Re: speeding up a regex
by ides (Deacon) on Jan 03, 2006 at 15:16 UTC

    To load up keywords from a file you would need to do something like this:

    my @patterns; open( my $fh, "input-file.txt") or die "Cannot open input file:$!"; while( my $line = <$fh> ) { chomp( $line ); push( @patterns, qr/\b$line\b/ ); } close($fh);

    Your regexes are already fairly speedy by using the qr// operator to precompile them. I use this same method to look for roughly 72,000 keywords in thousands of 5-20k full text documents at NewsCloud and it can process a single full text article in under a second.

    One thing that will make your life easier is to start using foreach loops instead of for loops like you are. Much less typing and confusing. Remember, you aren't using C anymore :)

    Frank Wiles <frank@wiles.org>
    http://www.wiles.org

Re: speeding up a regex
by kwaping (Priest) on Jan 03, 2006 at 16:02 UTC
    Instead of looping, you can compile everything into one simple regex, like so:
    my $pattern = qr/\b(create|delete|insert|update|drop)\b/;

    This gave me roughly a 3.5x performance increase over the loop method. It should be trivial to convert that to using an external file.

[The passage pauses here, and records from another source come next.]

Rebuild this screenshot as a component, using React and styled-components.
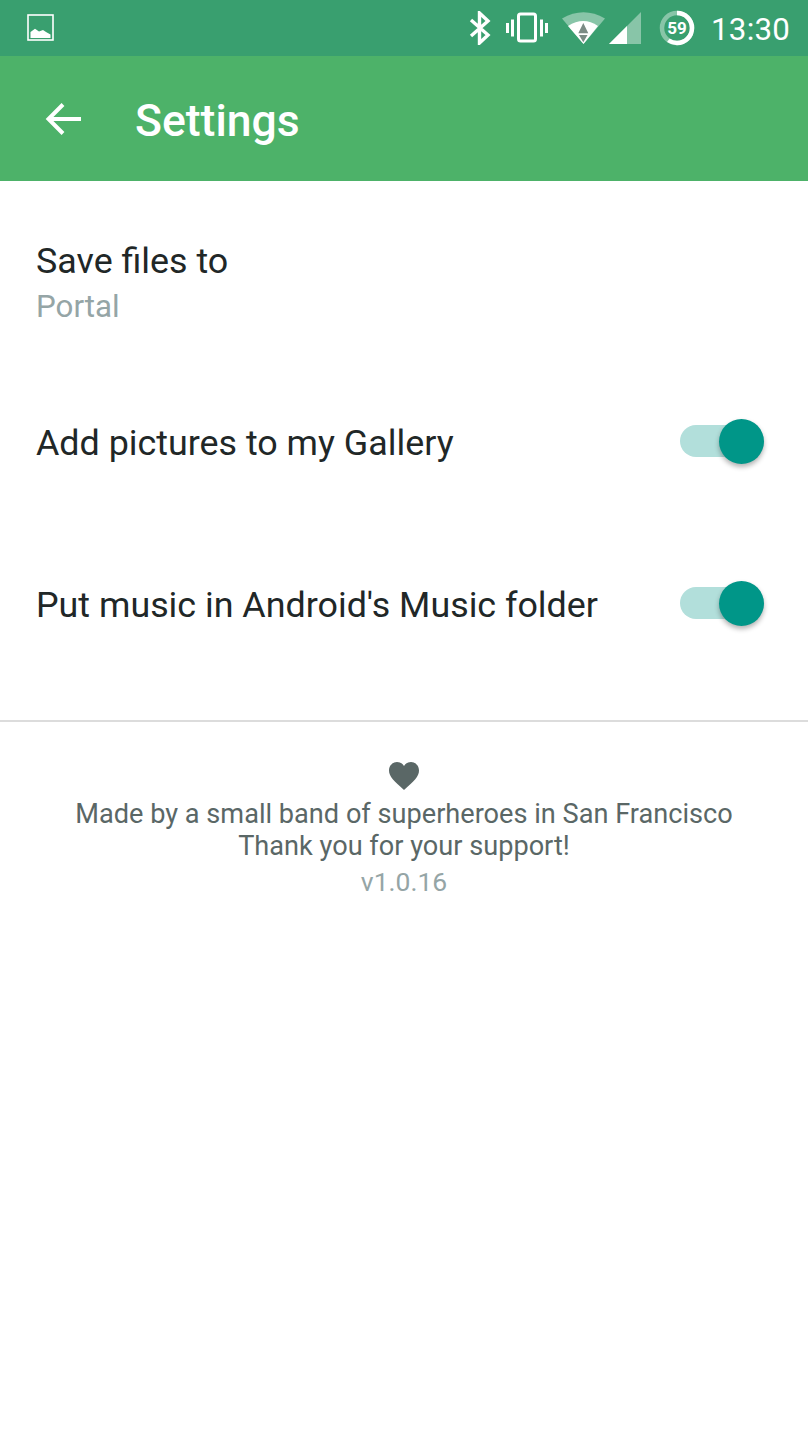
import React from "react";
import styled, { createGlobalStyle } from "styled-components";

const GlobalStyle = createGlobalStyle`
  html, body {
    margin: 0;
    padding: 0;
    background: #fff;
    font-family: Roboto, "Liberation Sans", sans-serif;
  }
`;

const Page = styled.div`
  width: 808px;
  height: 1436px;
  overflow: hidden;
  background: #fff;
`;

const StatusBar = styled.div`
  height: 56px;
  display: flex;
  align-items: center;
  padding: 0 18px 0 27px;
  background: #399f6f;
  color: #fff;
`;

const StatusIcons = styled.div`
  margin-left: auto;
  display: flex;
  align-items: center;
`;

const Clock = styled.span`
  margin-left: 16px;
  padding-top: 2px;
  font-size: 31.3px;
  letter-spacing: 0.2px;
`;

const AppBar = styled.header`
  height: 125px;
  display: flex;
  align-items: center;
  padding: 0 0 0 44px;
  background: #4db269;
  color: #fff;
`;

const Title = styled.h1`
  margin: 0 0 0 53px;
  padding-top: 5px;
  font-size: 44.5px;
  font-weight: 500;
`;

const List = styled.div`
  display: flex;
  flex-direction: column;
  padding: 57px 44px 0 36px;
`;

const Row = styled.div`
  display: flex;
  align-items: ${(p) => (p.$top ? "flex-start" : "center")};
  justify-content: space-between;
  height: ${(p) => p.$height}px;
`;

const Stack = styled.div`
  display: flex;
  flex-direction: column;
`;

const Label = styled.div`
  padding-top: ${(p) => (p.$shift ? 4 : 0)}px;
  font-size: 35.85px;
  line-height: 46px;
  color: #212727;
`;

const Sub = styled.div`
  font-size: 31.3px;
  line-height: 46px;
  color: #95a5a6;
`;

const Track = styled.div`
  position: relative;
  width: 84px;
  height: 32px;
  border-radius: 16px;
  background: #b2dfdb;
`;

const Knob = styled.div`
  position: absolute;
  right: 0;
  top: -6px;
  width: 45px;
  height: 45px;
  border-radius: 50%;
  background: #009688;
  box-shadow: 0 3px 5px rgba(0, 0, 0, 0.3);
`;

const Divider = styled.hr`
  margin: 35px 0 0;
  border: 0;
  height: 2px;
  background: #dcdcdc;
`;

const Footer = styled.footer`
  display: flex;
  flex-direction: column;
  align-items: center;
  padding-top: 39px;
  color: #5a6766;
  font-size: 27.15px;
  line-height: 32px;
`;

const HeartWrap = styled.div`
  height: 30px;
  margin-bottom: 7px;
`;

const Version = styled.div`
  margin-top: 4px;
  font-size: 26.5px;
  color: #95a5a6;
`;

const Gap = styled.svg`
  margin-left: ${(p) => p.$left || 0}px;
`;

function GalleryIcon() {
  return (
    <svg width="28" height="28" viewBox="0 0 28 28">
      <rect x="1" y="1" width="25" height="25" fill="none" stroke="#fff" strokeWidth="1.6" />
      <path d="M3.500 24v-6l4.500-3.300 4 2.800 4-1.500 3 2 4.500 2.500V24z" fill="#fff" />
    </svg>
  );
}

function BluetoothIcon() {
  return (
    <svg width="24" height="34" viewBox="0 0 24 34">
      <path d="M3 9l17 15-8.500 8V2L20 10 3 25" fill="none" stroke="#fff" strokeWidth="3.400" />
    </svg>
  );
}

function VibrateIcon() {
  return (
    <Gap $left={14} width="42" height="32" viewBox="0 0 42 32">
      <rect x="12.500" y="2" width="17" height="27" rx="2" fill="none" stroke="#fff" strokeWidth="3" />
      <path d="M1.500 11v10M6.500 7.500v17M35.500 7.500v17M40.500 11v10" stroke="#fff" strokeWidth="3" fill="none" />
    </Gap>
  );
}

function WifiIcon() {
  return (
    <Gap $left={12} width="46" height="32" viewBox="0 0 46 32">
      <path d="M2 6.500Q23.500-6 45 6.500L23.500 32z" fill="#fff" fillOpacity="0.4" />
      <path d="M8 14Q23.500 4 38 14L23.500 32z" fill="#fff" />
      <path d="M23.300 11l5 10.300h-10zM19 23h8.500l-4.200 7.300z" fill="#7b8b85" />
    </Gap>
  );
}

function SignalIcon() {
  return (
    <Gap $left={3} width="32" height="32" viewBox="0 0 32 32">
      <path d="M32 0v32H0z" fill="#fff" fillOpacity="0.4" />
      <path d="M18 14v18H0z" fill="#fff" />
    </Gap>
  );
}

function BatteryIcon() {
  return (
    <Gap $left={18} width="36" height="36" viewBox="0 0 36 36">
      <circle cx="18" cy="18" r="15" fill="none" stroke="#fff" strokeOpacity="0.4" strokeWidth="4.500" />
      <circle cx="18" cy="18" r="15" fill="none" stroke="#fff" strokeWidth="4.500" strokeDasharray="56 95" transform="rotate(-90 18 18)" />
      <text x="18" y="24" textAnchor="middle" fontSize="17" fontWeight="700" fontFamily="Roboto, sans-serif" fill="#fff">59</text>
    </Gap>
  );
}

function BackIcon() {
  return (
    <svg width="38" height="36" viewBox="0 0 38 36">
      <path d="M37 18H5M19 3.500 4.500 18 19 32.500" fill="none" stroke="#fff" strokeWidth="4" />
    </svg>
  );
}

function HeartIcon() {
  return (
    <svg width="32" height="30" viewBox="0 0 32 30">
      <path d="M16 29C6 20 1 15.500 1 9.500 1 4.500 4.800 1 9 1c3 0 5.500 1.500 7 4 1.500-2.500 4-4 7-4 4.200 0 8 3.500 8 8.500 0 6-5 10.500-15 19.500z" fill="#5a6766" />
    </svg>
  );
}

function Switch() {
  return (
    <Track>
      <Knob />
    </Track>
  );
}

export default function App() {
  return (
    <Page>
      <GlobalStyle />
      <StatusBar>
        <GalleryIcon />
        <StatusIcons>
          <BluetoothIcon />
          <VibrateIcon />
          <WifiIcon />
          <SignalIcon />
          <BatteryIcon />
          <Clock>13:30</Clock>
        </StatusIcons>
      </StatusBar>
      <AppBar>
        <BackIcon />
        <Title>Settings</Title>
      </AppBar>
      <List>
        <Row $top $height={123}>
          <Stack>
            <Label>Save files to</Label>
            <Sub>Portal</Sub>
          </Stack>
        </Row>
        <Row $height={160}>
          <Label $shift>Add pictures to my Gallery</Label>
          <Switch />
        </Row>
        <Row $height={164}>
          <Label $shift>Put music in Android's Music folder</Label>
          <Switch />
        </Row>
      </List>
      <Divider />
      <Footer>
        <HeartWrap>
          <HeartIcon />
        </HeartWrap>
        <div>Made by a small band of superheroes in San Francisco</div>
        <div>Thank you for your support!</div>
        <Version>v1.0.16</Version>
      </Footer>
    </Page>
  );
}
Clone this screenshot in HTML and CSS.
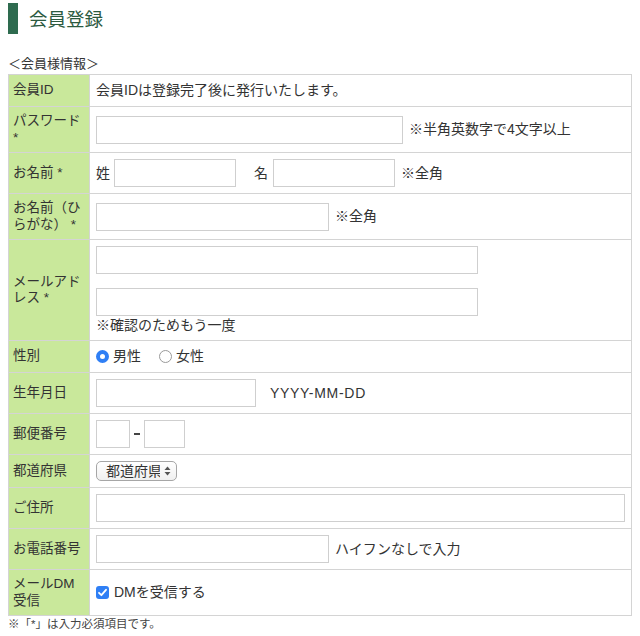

      See also Regex::PreSuf for a slightly fancier option that might be even faster still if your different words share parts.

Re: speeding up a regex
by mrborisguy (Hermit) on Jan 03, 2006 at 16:29 UTC

    One thing you could do to speed things up is to let SQL do what it is good for. For example, say your $data->[10] row is called 'database'. Then get SQL to remove everything that has 'tempdb' in it with a WHERE database NOT LIKE '%tempdb%'. And also, if your list of keywords to search for are never actually regexes, just a list of keywords, then you can add something like:

    WHERE database NOT LIKE '%tempdb%' AND ( keyword LIKE '%create%' OR keyword LIKE '%delete%' OR keyword LIKE '%insert%' ... )
    I would achieve that by some code like this probably.
    my @patterns = qw/create delete insert update drop/; my $query = "@sqlstatement"; # don't know what you already have in @sq +lstatement though $query .= qq{WHERE database NOT LIKE '%tempdb%'; $query .= qq{AND (}; $query .= join " OR ", map { qq{keyword LIKE '%$_%'} } @patterns; $query .= qq{)}; sth=$dbh->prepare( $query ); $sth->execute; while ($data = $sth->fetchrow_arrayref()) { # the query did all of our checking, so we don't need to check anyt +hing. print "$data->[3] $data->[9] $data->[10] $data->[13]\n"; }

        -Bryan

Re: speeding up a regex
by jhourcle (Prior) on Jan 03, 2006 at 15:40 UTC

    I'd recommend two minor changes --

    1. Put the case insensitive flag at the top, rather than for each iteration of the loop. (I haven't benchmarked it, but I'm just one to do as much repetitive stuff before the loop, if at all possible)
    2. Use a single regex for matching, as you don't seem to be doing anything different based on which term within the loop matched.*

    * I know, that's not specifically true, as with your case, you can match each item in the list once, but I'm making a general assumption that your items look to be SQL statements, and if they're single statements, they're most likely mutually exclusive, so long as you don't have sub queries

    I'd probably rewrite it something like:

    You can also use perl's foreach loops to deal with iterating through a list, when the actual index isn't important. (yes, I know, it can be called with 'for', but I always think of C's for loops when I use 'for')

Re: speeding up a regex
by sgifford (Prior) on Jan 03, 2006 at 19:48 UTC
    It's fairly easy to use Benchmark to try out different solutions and see which is fastest. Here's a sample of testing multiple regexps (your original solution), one big regexp, and using index:

    In this benchmark, the one big regexp solution is fastest:

    Benchmark: timing 100000 iterations... One Big Regexp: 7 wallclock secs (6.22 CPU) @ 16077.17/s (n=100000) Several Regexp: 12 wallclock secs (11.27 CPU) @ 8873.11/s (n=100000) With index(): 11 wallclock secs (8.71 CPU) @ 11481.06/s (n=100000)
    But the results you get running on your own data will be more useful.

      I like the resuts from cmpthese much better than those from timethese. Here is the same benchmark using cmpthese

      Prints:

      bigre: (?-xism:\b(?:create|drop|delete|update|insert)\b) several_re: 5 one_re: 5 use_index: 5 Rate Several Regexp With index() One Big Regexp Several Regexp 24634/s -- -24% -50% With index() 32367/s 31% -- -34% One Big Regexp 49358/s 100% 52% --

      DWIM is Perl's answer to Gödel
Re: speeding up a regex
by Perl Mouse (Chaplain) on Jan 03, 2006 at 15:45 UTC
    You have two nested loops, an outer loop extracting data from the database, and an inner loop iterating over the regexes. This means that each time perl encounters a regex, the regex is different from the previous one - which will cause the regex to be compiled again. You might want to try to loop over the regexes in the outer loop, and over the data in the inner loop.

    There's no garantee that it will be faster - your regexes are already compiled, and it might be that re-visiting the database costs too much. It may even be slower.

    But it's worth a shot.

    Perl --((8:>*
Re: speeding up a regex
by Anonymous Monk on Jan 04, 2006 at 10:42 UTC
    Thanks for all the responses on this. Fantastic !